→ **Data extract**
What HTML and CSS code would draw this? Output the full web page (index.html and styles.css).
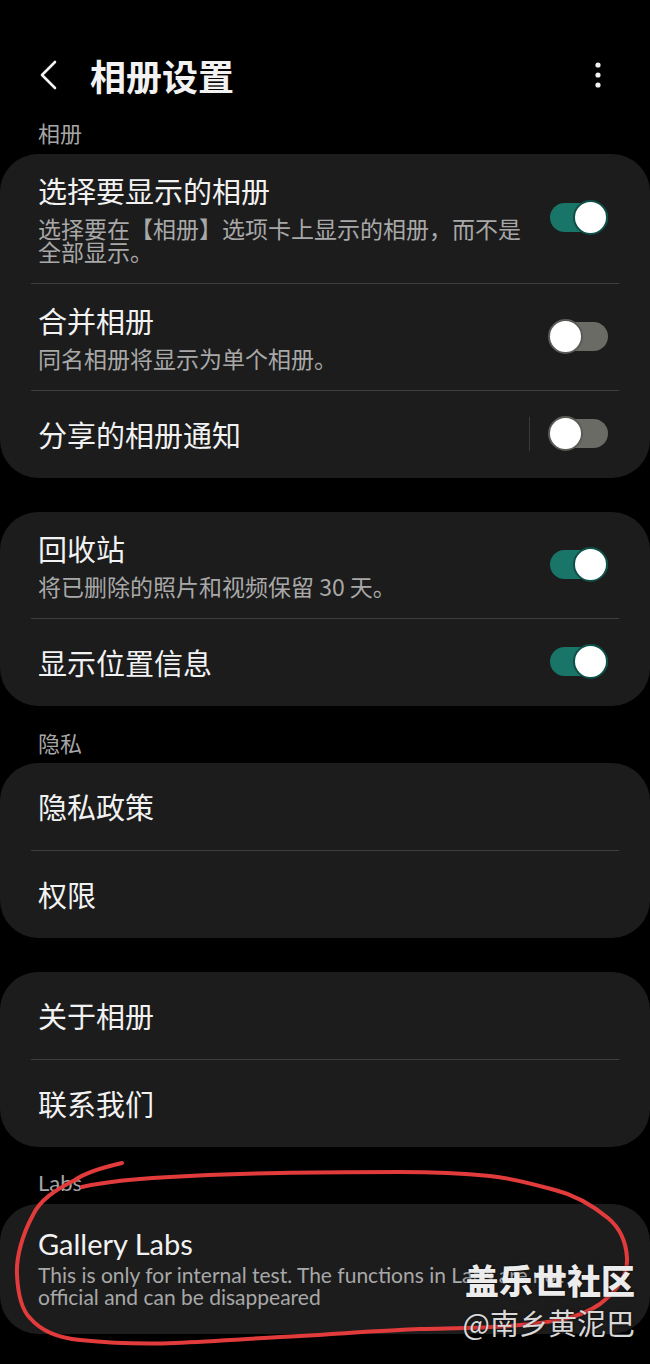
FILE: index.html
```html
<!DOCTYPE html>
<html lang="zh-CN">
<head>
    <meta charset="UTF-8">
    <meta name="viewport" content="width=device-width, initial-scale=1.0">
    <title>相册设置</title>
    <link rel="stylesheet" href="styles.css">
</head>
<body>
    <div class="page">
        <div class="appbar">
            <svg class="back" width="24" height="32" viewBox="0 0 24 32">
                <polyline points="17,3 4,16 17,29" fill="none" stroke="#f2f2f2" stroke-width="2.6" stroke-linecap="round" stroke-linejoin="round"/>
            </svg>
            <div class="title">相册设置</div>
            <svg class="more" width="8" height="28" viewBox="0 0 8 28">
                <circle cx="4" cy="4" r="2.6" fill="#f2f2f2"/>
                <circle cx="4" cy="14" r="2.6" fill="#f2f2f2"/>
                <circle cx="4" cy="24" r="2.6" fill="#f2f2f2"/>
            </svg>
        </div>

        <div class="section-label first">相册</div>
        <div class="card">
            <div class="row">
                <div class="row-text">
                    <div class="row-title">选择要显示的相册</div>
                    <div class="row-sub">选择要在【相册】选项卡上显示的相册，而不是全部显示。</div>
                </div>
                <div class="switch on"><span class="thumb"></span></div>
            </div>
            <div class="divider"></div>
            <div class="row">
                <div class="row-text">
                    <div class="row-title">合并相册</div>
                    <div class="row-sub">同名相册将显示为单个相册。</div>
                </div>
                <div class="switch"><span class="thumb"></span></div>
            </div>
            <div class="divider"></div>
            <div class="row">
                <div class="row-text">
                    <div class="row-title">分享的相册通知</div>
                </div>
                <div class="vsep"></div>
                <div class="switch"><span class="thumb"></span></div>
            </div>
        </div>

        <div class="card spaced">
            <div class="row">
                <div class="row-text">
                    <div class="row-title">回收站</div>
                    <div class="row-sub">将已删除的照片和视频保留 30 天。</div>
                </div>
                <div class="switch on"><span class="thumb"></span></div>
            </div>
            <div class="divider"></div>
            <div class="row">
                <div class="row-text">
                    <div class="row-title">显示位置信息</div>
                </div>
                <div class="switch on"><span class="thumb"></span></div>
            </div>
        </div>

        <div class="section-label">隐私</div>
        <div class="card">
            <div class="row">
                <div class="row-title">隐私政策</div>
            </div>
            <div class="divider"></div>
            <div class="row">
                <div class="row-title">权限</div>
            </div>
        </div>

        <div class="card spaced">
            <div class="row">
                <div class="row-title">关于相册</div>
            </div>
            <div class="divider"></div>
            <div class="row">
                <div class="row-title">联系我们</div>
            </div>
        </div>

        <div class="section-label latin">Labs</div>
        <div class="card labs">
            <div class="labs-title">Gallery Labs</div>
            <div class="labs-sub">This is only for internal test. The functions in Labs are not official and can be disappeared</div>
        </div>

        <!-- hand-drawn circle over the Labs entry -->
        <svg class="scribble" width="650" height="1364" viewBox="0 0 650 1364">
            <path d="M122,1163 C100,1168 82,1175 75,1180 C55,1190 40,1200 33,1215 C22,1235 16,1258 17,1275 C18,1295 22,1310 30,1318 C42,1332 58,1338 80,1340 C120,1344 150,1344 175,1343 C220,1341 260,1338 300,1336 C350,1333 390,1330 420,1329 C460,1328 495,1328 520,1325 C555,1322 580,1318 600,1304 C618,1290 628,1275 627,1258 C626,1240 620,1228 608,1218 C592,1205 575,1195 555,1190 C530,1183 510,1178 490,1176 C460,1173 430,1172 400,1172 C360,1172 320,1172 280,1173 C230,1174 180,1176 140,1179 C115,1181 95,1184 82,1187"
                  fill="none" stroke="#e23b3b" stroke-width="4" stroke-linecap="round"/>
        </svg>

        <div class="watermark">
            <div class="wm-main">盖乐世社区</div>
            <div class="wm-user">@南乡黄泥巴</div>
        </div>
    </div>
</body>
</html>
```

FILE: styles.css
```css
body { margin: 0; background: #000; font-family: "Noto Sans CJK SC", "Noto Sans", sans-serif; color: #f2f2f2; }
.page { position: relative; width: 650px; height: 1364px; overflow: hidden; }

.appbar { display: flex; align-items: center; height: 48px; padding: 51px 0 0 0; }
.back { margin-left: 38px; flex: none; }
.title { margin-left: 28px; font-size: 36px; font-weight: 700; line-height: 48px; flex: 1; }
.more { margin-right: 48px; flex: none; }

.section-label { padding: 22px 38px 7px; font-size: 22px; line-height: 28px; color: #a6a6a6; }
.section-label.first { padding-top: 19px; padding-bottom: 8px; }
.section-label.latin { font-family: "Lato", "Noto Sans", sans-serif; font-size: 22px; }

.card { background: #1c1c1c; border-radius: 38px; }
.card.spaced { margin-top: 34px; }

.row { display: flex; align-items: center; min-height: 87px; box-sizing: border-box; padding: 18px 42px 20px 38px; }
.row-text { flex: 1; min-width: 0; padding-right: 20px; }
.row-title { font-size: 29px; line-height: 36px; color: #f2f2f2; }
.row-sub { margin-top: 9px; font-size: 23px; line-height: 23px; color: #a8a8a8; }
.divider { height: 1px; background: #3e3e3e; margin: 0 31px; }
.vsep { width: 1px; height: 34px; background: #3a3a3a; margin-right: 20px; flex: none; }

.switch { position: relative; width: 58px; height: 35px; flex: none; }
.switch::before { content: ""; position: absolute; left: 0; right: 0; top: 3px; height: 29px; border-radius: 15px; background: #6b6b66; }
.switch .thumb { position: absolute; top: 0; left: -2px; width: 31px; height: 31px; border-radius: 50%; background: #fff; border: 2px solid #5a5a56; }
.switch.on::before { background: #187568; }
.switch.on .thumb { left: auto; right: 0; border-color: #0e5047; }

.labs { padding: 22px 38px 26px; }
.labs-title { font-family: "Lato", "Noto Sans", sans-serif; font-size: 29px; line-height: 36px; color: #f2f2f2; }
.labs-sub { margin-top: 2px; font-family: "Lato", "Noto Sans", sans-serif; font-size: 21px; line-height: 22px; color: #a8a8a8; }

.scribble { position: absolute; left: 0; top: 0; pointer-events: none; }

.watermark { position: absolute; right: 15px; top: 1258px; text-align: right; }
.wm-main { font-size: 34px; font-weight: 900; line-height: 44px; color: #ececec; text-shadow: 0 0 3px rgba(0, 0, 0, 0.6); }
.wm-user { font-size: 29px; line-height: 40px; color: #d8d8d8; text-shadow: 0 0 3px rgba(0, 0, 0, 0.6); }
```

→ **Stated exercise**
Transcribe all the data word for word; the images stay out.

→ **Answer for this exercise**
What HTML and CSS code would draw this? Output the full web page (index.html and styles.css).
FILE: index.html
```html
<!DOCTYPE html>
<html lang="zh-CN">
<head>
    <meta charset="UTF-8">
    <meta name="viewport" content="width=device-width, initial-scale=1.0">
    <title>相册设置</title>
    <link rel="stylesheet" href="styles.css">
</head>
<body>
    <div class="page">
        <div class="appbar">
            <svg class="back" width="24" height="32" viewBox="0 0 24 32">
                <polyline points="17,3 4,16 17,29" fill="none" stroke="#f2f2f2" stroke-width="2.6" stroke-linecap="round" stroke-linejoin="round"/>
            </svg>
            <div class="title">相册设置</div>
            <svg class="more" width="8" height="28" viewBox="0 0 8 28">
                <circle cx="4" cy="4" r="2.6" fill="#f2f2f2"/>
                <circle cx="4" cy="14" r="2.6" fill="#f2f2f2"/>
                <circle cx="4" cy="24" r="2.6" fill="#f2f2f2"/>
            </svg>
        </div>

        <div class="section-label first">相册</div>
        <div class="card">
            <div class="row">
                <div class="row-text">
                    <div class="row-title">选择要显示的相册</div>
                    <div class="row-sub">选择要在【相册】选项卡上显示的相册，而不是全部显示。</div>
                </div>
                <div class="switch on"><span class="thumb"></span></div>
            </div>
            <div class="divider"></div>
            <div class="row">
                <div class="row-text">
                    <div class="row-title">合并相册</div>
                    <div class="row-sub">同名相册将显示为单个相册。</div>
                </div>
                <div class="switch"><span class="thumb"></span></div>
            </div>
            <div class="divider"></div>
            <div class="row">
                <div class="row-text">
                    <div class="row-title">分享的相册通知</div>
                </div>
                <div class="vsep"></div>
                <div class="switch"><span class="thumb"></span></div>
            </div>
        </div>

        <div class="card spaced">
            <div class="row">
                <div class="row-text">
                    <div class="row-title">回收站</div>
                    <div class="row-sub">将已删除的照片和视频保留 30 天。</div>
                </div>
                <div class="switch on"><span class="thumb"></span></div>
            </div>
            <div class="divider"></div>
            <div class="row">
                <div class="row-text">
                    <div class="row-title">显示位置信息</div>
                </div>
                <div class="switch on"><span class="thumb"></span></div>
            </div>
        </div>

        <div class="section-label">隐私</div>
        <div class="card">
            <div class="row">
                <div class="row-title">隐私政策</div>
            </div>
            <div class="divider"></div>
            <div class="row">
                <div class="row-title">权限</div>
            </div>
        </div>

        <div class="card spaced">
            <div class="row">
                <div class="row-title">关于相册</div>
            </div>
            <div class="divider"></div>
            <div class="row">
                <div class="row-title">联系我们</div>
            </div>
        </div>

        <div class="section-label latin">Labs</div>
        <div class="card labs">
            <div class="labs-title">Gallery Labs</div>
            <div class="labs-sub">This is only for internal test. The functions in Labs are not official and can be disappeared</div>
        </div>

        <!-- hand-drawn circle over the Labs entry -->
        <svg class="scribble" width="650" height="1364" viewBox="0 0 650 1364">
            <path d="M122,1163 C100,1168 82,1175 75,1180 C55,1190 40,1200 33,1215 C22,1235 16,1258 17,1275 C18,1295 22,1310 30,1318 C42,1332 58,1338 80,1340 C120,1344 150,1344 175,1343 C220,1341 260,1338 300,1336 C350,1333 390,1330 420,1329 C460,1328 495,1328 520,1325 C555,1322 580,1318 600,1304 C618,1290 628,1275 627,1258 C626,1240 620,1228 608,1218 C592,1205 575,1195 555,1190 C530,1183 510,1178 490,1176 C460,1173 430,1172 400,1172 C360,1172 320,1172 280,1173 C230,1174 180,1176 140,1179 C115,1181 95,1184 82,1187"
                  fill="none" stroke="#e23b3b" stroke-width="4" stroke-linecap="round"/>
        </svg>

        <div class="watermark">
            <div class="wm-main">盖乐世社区</div>
            <div class="wm-user">@南乡黄泥巴</div>
        </div>
    </div>
</body>
</html>
```

FILE: styles.css
```css
body { margin: 0; background: #000; font-family: "Noto Sans CJK SC", "Noto Sans", sans-serif; color: #f2f2f2; }
.page { position: relative; width: 650px; height: 1364px; overflow: hidden; }

.appbar { display: flex; align-items: center; height: 48px; padding: 51px 0 0 0; }
.back { margin-left: 38px; flex: none; }
.title { margin-left: 28px; font-size: 36px; font-weight: 700; line-height: 48px; flex: 1; }
.more { margin-right: 48px; flex: none; }

.section-label { padding: 22px 38px 7px; font-size: 22px; line-height: 28px; color: #a6a6a6; }
.section-label.first { padding-top: 19px; padding-bottom: 8px; }
.section-label.latin { font-family: "Lato", "Noto Sans", sans-serif; font-size: 22px; }

.card { background: #1c1c1c; border-radius: 38px; }
.card.spaced { margin-top: 34px; }

.row { display: flex; align-items: center; min-height: 87px; box-sizing: border-box; padding: 18px 42px 20px 38px; }
.row-text { flex: 1; min-width: 0; padding-right: 20px; }
.row-title { font-size: 29px; line-height: 36px; color: #f2f2f2; }
.row-sub { margin-top: 9px; font-size: 23px; line-height: 23px; color: #a8a8a8; }
.divider { height: 1px; background: #3e3e3e; margin: 0 31px; }
.vsep { width: 1px; height: 34px; background: #3a3a3a; margin-right: 20px; flex: none; }

.switch { position: relative; width: 58px; height: 35px; flex: none; }
.switch::before { content: ""; position: absolute; left: 0; right: 0; top: 3px; height: 29px; border-radius: 15px; background: #6b6b66; }
.switch .thumb { position: absolute; top: 0; left: -2px; width: 31px; height: 31px; border-radius: 50%; background: #fff; border: 2px solid #5a5a56; }
.switch.on::before { background: #187568; }
.switch.on .thumb { left: auto; right: 0; border-color: #0e5047; }

.labs { padding: 22px 38px 26px; }
.labs-title { font-family: "Lato", "Noto Sans", sans-serif; font-size: 29px; line-height: 36px; color: #f2f2f2; }
.labs-sub { margin-top: 2px; font-family: "Lato", "Noto Sans", sans-serif; font-size: 21px; line-height: 22px; color: #a8a8a8; }

.scribble { position: absolute; left: 0; top: 0; pointer-events: none; }

.watermark { position: absolute; right: 15px; top: 1258px; text-align: right; }
.wm-main { font-size: 34px; font-weight: 900; line-height: 44px; color: #ececec; text-shadow: 0 0 3px rgba(0, 0, 0, 0.6); }
.wm-user { font-size: 29px; line-height: 40px; color: #d8d8d8; text-shadow: 0 0 3px rgba(0, 0, 0, 0.6); }
```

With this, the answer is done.